>>

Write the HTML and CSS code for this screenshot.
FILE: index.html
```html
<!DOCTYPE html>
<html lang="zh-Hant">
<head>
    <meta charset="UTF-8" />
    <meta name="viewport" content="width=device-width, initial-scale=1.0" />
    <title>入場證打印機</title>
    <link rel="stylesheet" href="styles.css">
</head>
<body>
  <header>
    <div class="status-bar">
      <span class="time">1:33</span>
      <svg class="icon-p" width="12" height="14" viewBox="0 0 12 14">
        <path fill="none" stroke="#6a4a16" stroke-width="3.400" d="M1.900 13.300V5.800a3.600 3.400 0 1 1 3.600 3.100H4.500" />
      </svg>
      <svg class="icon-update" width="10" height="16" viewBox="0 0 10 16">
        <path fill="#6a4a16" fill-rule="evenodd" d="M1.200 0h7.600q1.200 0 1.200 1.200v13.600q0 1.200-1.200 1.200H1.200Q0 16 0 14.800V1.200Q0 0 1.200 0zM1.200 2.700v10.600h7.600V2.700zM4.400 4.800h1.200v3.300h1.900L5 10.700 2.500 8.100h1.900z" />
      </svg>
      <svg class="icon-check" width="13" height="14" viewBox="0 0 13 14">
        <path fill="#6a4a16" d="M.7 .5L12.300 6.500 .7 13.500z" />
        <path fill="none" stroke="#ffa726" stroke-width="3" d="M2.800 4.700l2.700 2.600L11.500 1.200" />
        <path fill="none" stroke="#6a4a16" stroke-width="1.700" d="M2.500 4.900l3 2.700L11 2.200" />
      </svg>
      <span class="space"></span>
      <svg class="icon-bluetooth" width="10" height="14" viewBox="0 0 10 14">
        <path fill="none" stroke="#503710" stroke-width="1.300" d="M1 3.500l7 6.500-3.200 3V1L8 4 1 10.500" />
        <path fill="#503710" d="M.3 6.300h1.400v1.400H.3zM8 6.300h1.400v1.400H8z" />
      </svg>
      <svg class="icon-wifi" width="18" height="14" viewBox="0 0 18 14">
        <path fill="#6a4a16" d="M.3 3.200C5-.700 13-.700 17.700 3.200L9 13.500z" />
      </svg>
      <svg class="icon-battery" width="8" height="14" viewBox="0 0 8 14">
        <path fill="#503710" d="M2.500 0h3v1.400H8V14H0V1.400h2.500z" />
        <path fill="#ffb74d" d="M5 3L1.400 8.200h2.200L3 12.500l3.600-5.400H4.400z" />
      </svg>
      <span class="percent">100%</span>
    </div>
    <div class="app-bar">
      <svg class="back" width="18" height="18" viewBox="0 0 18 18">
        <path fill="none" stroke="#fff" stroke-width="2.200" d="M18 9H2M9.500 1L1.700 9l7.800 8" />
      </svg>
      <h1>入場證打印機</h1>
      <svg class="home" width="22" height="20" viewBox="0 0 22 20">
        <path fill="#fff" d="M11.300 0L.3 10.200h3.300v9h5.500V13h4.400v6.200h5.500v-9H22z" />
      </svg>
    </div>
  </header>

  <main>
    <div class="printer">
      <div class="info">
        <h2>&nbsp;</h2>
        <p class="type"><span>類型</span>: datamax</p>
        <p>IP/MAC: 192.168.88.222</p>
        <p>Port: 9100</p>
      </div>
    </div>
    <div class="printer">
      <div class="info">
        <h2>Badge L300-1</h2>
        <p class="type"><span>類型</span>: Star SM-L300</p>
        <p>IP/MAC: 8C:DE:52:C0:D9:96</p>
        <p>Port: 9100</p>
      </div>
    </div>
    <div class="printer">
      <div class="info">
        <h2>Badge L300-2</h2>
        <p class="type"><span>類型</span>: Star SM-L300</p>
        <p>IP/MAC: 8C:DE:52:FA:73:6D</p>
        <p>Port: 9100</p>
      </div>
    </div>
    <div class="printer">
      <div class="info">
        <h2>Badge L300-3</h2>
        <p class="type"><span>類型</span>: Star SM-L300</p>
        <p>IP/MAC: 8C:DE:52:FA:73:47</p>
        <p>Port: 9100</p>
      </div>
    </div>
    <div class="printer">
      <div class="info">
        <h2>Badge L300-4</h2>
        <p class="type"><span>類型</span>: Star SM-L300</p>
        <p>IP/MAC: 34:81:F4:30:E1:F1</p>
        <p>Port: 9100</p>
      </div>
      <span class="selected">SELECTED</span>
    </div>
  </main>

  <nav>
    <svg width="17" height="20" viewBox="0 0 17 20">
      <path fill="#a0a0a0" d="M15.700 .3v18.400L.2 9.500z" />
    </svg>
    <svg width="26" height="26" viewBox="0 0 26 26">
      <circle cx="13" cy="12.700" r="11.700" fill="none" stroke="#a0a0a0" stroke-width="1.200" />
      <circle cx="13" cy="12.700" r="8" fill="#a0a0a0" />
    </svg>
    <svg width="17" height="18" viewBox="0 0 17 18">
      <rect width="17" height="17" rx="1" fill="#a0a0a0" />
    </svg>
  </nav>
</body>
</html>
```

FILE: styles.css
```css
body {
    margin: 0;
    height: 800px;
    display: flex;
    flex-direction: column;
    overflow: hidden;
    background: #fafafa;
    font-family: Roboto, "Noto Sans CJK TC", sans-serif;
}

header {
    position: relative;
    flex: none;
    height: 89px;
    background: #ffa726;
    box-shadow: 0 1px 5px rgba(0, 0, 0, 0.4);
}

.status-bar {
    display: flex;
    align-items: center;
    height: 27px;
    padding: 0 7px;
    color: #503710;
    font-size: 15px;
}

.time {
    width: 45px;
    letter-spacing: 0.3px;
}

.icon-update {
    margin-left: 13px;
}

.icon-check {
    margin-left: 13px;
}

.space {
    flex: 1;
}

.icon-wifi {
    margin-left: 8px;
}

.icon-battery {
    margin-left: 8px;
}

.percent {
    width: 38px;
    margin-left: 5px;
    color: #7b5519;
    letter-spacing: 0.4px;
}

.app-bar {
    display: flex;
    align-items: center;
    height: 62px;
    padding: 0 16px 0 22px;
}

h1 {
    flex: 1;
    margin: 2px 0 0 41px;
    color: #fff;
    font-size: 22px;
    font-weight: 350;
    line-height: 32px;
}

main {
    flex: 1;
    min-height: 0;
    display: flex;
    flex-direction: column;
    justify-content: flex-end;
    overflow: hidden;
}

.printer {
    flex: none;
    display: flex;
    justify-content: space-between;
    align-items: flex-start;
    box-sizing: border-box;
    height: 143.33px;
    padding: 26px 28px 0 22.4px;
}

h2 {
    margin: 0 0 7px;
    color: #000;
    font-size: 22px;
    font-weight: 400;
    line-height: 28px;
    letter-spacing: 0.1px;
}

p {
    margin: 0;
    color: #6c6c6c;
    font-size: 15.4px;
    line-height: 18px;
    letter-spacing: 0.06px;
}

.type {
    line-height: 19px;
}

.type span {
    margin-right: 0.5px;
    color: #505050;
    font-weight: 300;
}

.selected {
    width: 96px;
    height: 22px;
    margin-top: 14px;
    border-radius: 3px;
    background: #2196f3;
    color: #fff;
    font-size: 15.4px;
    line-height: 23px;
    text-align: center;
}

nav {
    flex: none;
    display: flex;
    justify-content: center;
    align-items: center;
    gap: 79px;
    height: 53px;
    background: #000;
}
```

<<

## WHAT THE TASK REQUIRES
Give every line of the material again, exactly as it reads.

## REPLY TO THE TASK
Write the HTML and CSS code for this screenshot.
FILE: index.html
```html
<!DOCTYPE html>
<html lang="zh-Hant">
<head>
    <meta charset="UTF-8" />
    <meta name="viewport" content="width=device-width, initial-scale=1.0" />
    <title>入場證打印機</title>
    <link rel="stylesheet" href="styles.css">
</head>
<body>
  <header>
    <div class="status-bar">
      <span class="time">1:33</span>
      <svg class="icon-p" width="12" height="14" viewBox="0 0 12 14">
        <path fill="none" stroke="#6a4a16" stroke-width="3.400" d="M1.900 13.300V5.800a3.600 3.400 0 1 1 3.600 3.100H4.500" />
      </svg>
      <svg class="icon-update" width="10" height="16" viewBox="0 0 10 16">
        <path fill="#6a4a16" fill-rule="evenodd" d="M1.200 0h7.600q1.200 0 1.200 1.200v13.600q0 1.200-1.200 1.200H1.200Q0 16 0 14.800V1.200Q0 0 1.200 0zM1.200 2.700v10.600h7.600V2.700zM4.400 4.800h1.200v3.300h1.900L5 10.700 2.500 8.100h1.900z" />
      </svg>
      <svg class="icon-check" width="13" height="14" viewBox="0 0 13 14">
        <path fill="#6a4a16" d="M.7 .5L12.300 6.500 .7 13.500z" />
        <path fill="none" stroke="#ffa726" stroke-width="3" d="M2.800 4.700l2.700 2.600L11.500 1.200" />
        <path fill="none" stroke="#6a4a16" stroke-width="1.700" d="M2.500 4.900l3 2.700L11 2.200" />
      </svg>
      <span class="space"></span>
      <svg class="icon-bluetooth" width="10" height="14" viewBox="0 0 10 14">
        <path fill="none" stroke="#503710" stroke-width="1.300" d="M1 3.500l7 6.500-3.200 3V1L8 4 1 10.500" />
        <path fill="#503710" d="M.3 6.300h1.400v1.400H.3zM8 6.300h1.400v1.400H8z" />
      </svg>
      <svg class="icon-wifi" width="18" height="14" viewBox="0 0 18 14">
        <path fill="#6a4a16" d="M.3 3.200C5-.700 13-.700 17.700 3.200L9 13.500z" />
      </svg>
      <svg class="icon-battery" width="8" height="14" viewBox="0 0 8 14">
        <path fill="#503710" d="M2.500 0h3v1.400H8V14H0V1.400h2.500z" />
        <path fill="#ffb74d" d="M5 3L1.400 8.200h2.200L3 12.500l3.600-5.400H4.400z" />
      </svg>
      <span class="percent">100%</span>
    </div>
    <div class="app-bar">
      <svg class="back" width="18" height="18" viewBox="0 0 18 18">
        <path fill="none" stroke="#fff" stroke-width="2.200" d="M18 9H2M9.500 1L1.700 9l7.800 8" />
      </svg>
      <h1>入場證打印機</h1>
      <svg class="home" width="22" height="20" viewBox="0 0 22 20">
        <path fill="#fff" d="M11.300 0L.3 10.200h3.300v9h5.500V13h4.400v6.200h5.500v-9H22z" />
      </svg>
    </div>
  </header>

  <main>
    <div class="printer">
      <div class="info">
        <h2>&nbsp;</h2>
        <p class="type"><span>類型</span>: datamax</p>
        <p>IP/MAC: 192.168.88.222</p>
        <p>Port: 9100</p>
      </div>
    </div>
    <div class="printer">
      <div class="info">
        <h2>Badge L300-1</h2>
        <p class="type"><span>類型</span>: Star SM-L300</p>
        <p>IP/MAC: 8C:DE:52:C0:D9:96</p>
        <p>Port: 9100</p>
      </div>
    </div>
    <div class="printer">
      <div class="info">
        <h2>Badge L300-2</h2>
        <p class="type"><span>類型</span>: Star SM-L300</p>
        <p>IP/MAC: 8C:DE:52:FA:73:6D</p>
        <p>Port: 9100</p>
      </div>
    </div>
    <div class="printer">
      <div class="info">
        <h2>Badge L300-3</h2>
        <p class="type"><span>類型</span>: Star SM-L300</p>
        <p>IP/MAC: 8C:DE:52:FA:73:47</p>
        <p>Port: 9100</p>
      </div>
    </div>
    <div class="printer">
      <div class="info">
        <h2>Badge L300-4</h2>
        <p class="type"><span>類型</span>: Star SM-L300</p>
        <p>IP/MAC: 34:81:F4:30:E1:F1</p>
        <p>Port: 9100</p>
      </div>
      <span class="selected">SELECTED</span>
    </div>
  </main>

  <nav>
    <svg width="17" height="20" viewBox="0 0 17 20">
      <path fill="#a0a0a0" d="M15.700 .3v18.400L.2 9.500z" />
    </svg>
    <svg width="26" height="26" viewBox="0 0 26 26">
      <circle cx="13" cy="12.700" r="11.700" fill="none" stroke="#a0a0a0" stroke-width="1.200" />
      <circle cx="13" cy="12.700" r="8" fill="#a0a0a0" />
    </svg>
    <svg width="17" height="18" viewBox="0 0 17 18">
      <rect width="17" height="17" rx="1" fill="#a0a0a0" />
    </svg>
  </nav>
</body>
</html>
```

FILE: styles.css
```css
body {
    margin: 0;
    height: 800px;
    display: flex;
    flex-direction: column;
    overflow: hidden;
    background: #fafafa;
    font-family: Roboto, "Noto Sans CJK TC", sans-serif;
}

header {
    position: relative;
    flex: none;
    height: 89px;
    background: #ffa726;
    box-shadow: 0 1px 5px rgba(0, 0, 0, 0.4);
}

.status-bar {
    display: flex;
    align-items: center;
    height: 27px;
    padding: 0 7px;
    color: #503710;
    font-size: 15px;
}

.time {
    width: 45px;
    letter-spacing: 0.3px;
}

.icon-update {
    margin-left: 13px;
}

.icon-check {
    margin-left: 13px;
}

.space {
    flex: 1;
}

.icon-wifi {
    margin-left: 8px;
}

.icon-battery {
    margin-left: 8px;
}

.percent {
    width: 38px;
    margin-left: 5px;
    color: #7b5519;
    letter-spacing: 0.4px;
}

.app-bar {
    display: flex;
    align-items: center;
    height: 62px;
    padding: 0 16px 0 22px;
}

h1 {
    flex: 1;
    margin: 2px 0 0 41px;
    color: #fff;
    font-size: 22px;
    font-weight: 350;
    line-height: 32px;
}

main {
    flex: 1;
    min-height: 0;
    display: flex;
    flex-direction: column;
    justify-content: flex-end;
    overflow: hidden;
}

.printer {
    flex: none;
    display: flex;
    justify-content: space-between;
    align-items: flex-start;
    box-sizing: border-box;
    height: 143.33px;
    padding: 26px 28px 0 22.4px;
}

h2 {
    margin: 0 0 7px;
    color: #000;
    font-size: 22px;
    font-weight: 400;
    line-height: 28px;
    letter-spacing: 0.1px;
}

p {
    margin: 0;
    color: #6c6c6c;
    font-size: 15.4px;
    line-height: 18px;
    letter-spacing: 0.06px;
}

.type {
    line-height: 19px;
}

.type span {
    margin-right: 0.5px;
    color: #505050;
    font-weight: 300;
}

.selected {
    width: 96px;
    height: 22px;
    margin-top: 14px;
    border-radius: 3px;
    background: #2196f3;
    color: #fff;
    font-size: 15.4px;
    line-height: 23px;
    text-align: center;
}

nav {
    flex: none;
    display: flex;
    justify-content: center;
    align-items: center;
    gap: 79px;
    height: 53px;
    background: #000;
}
```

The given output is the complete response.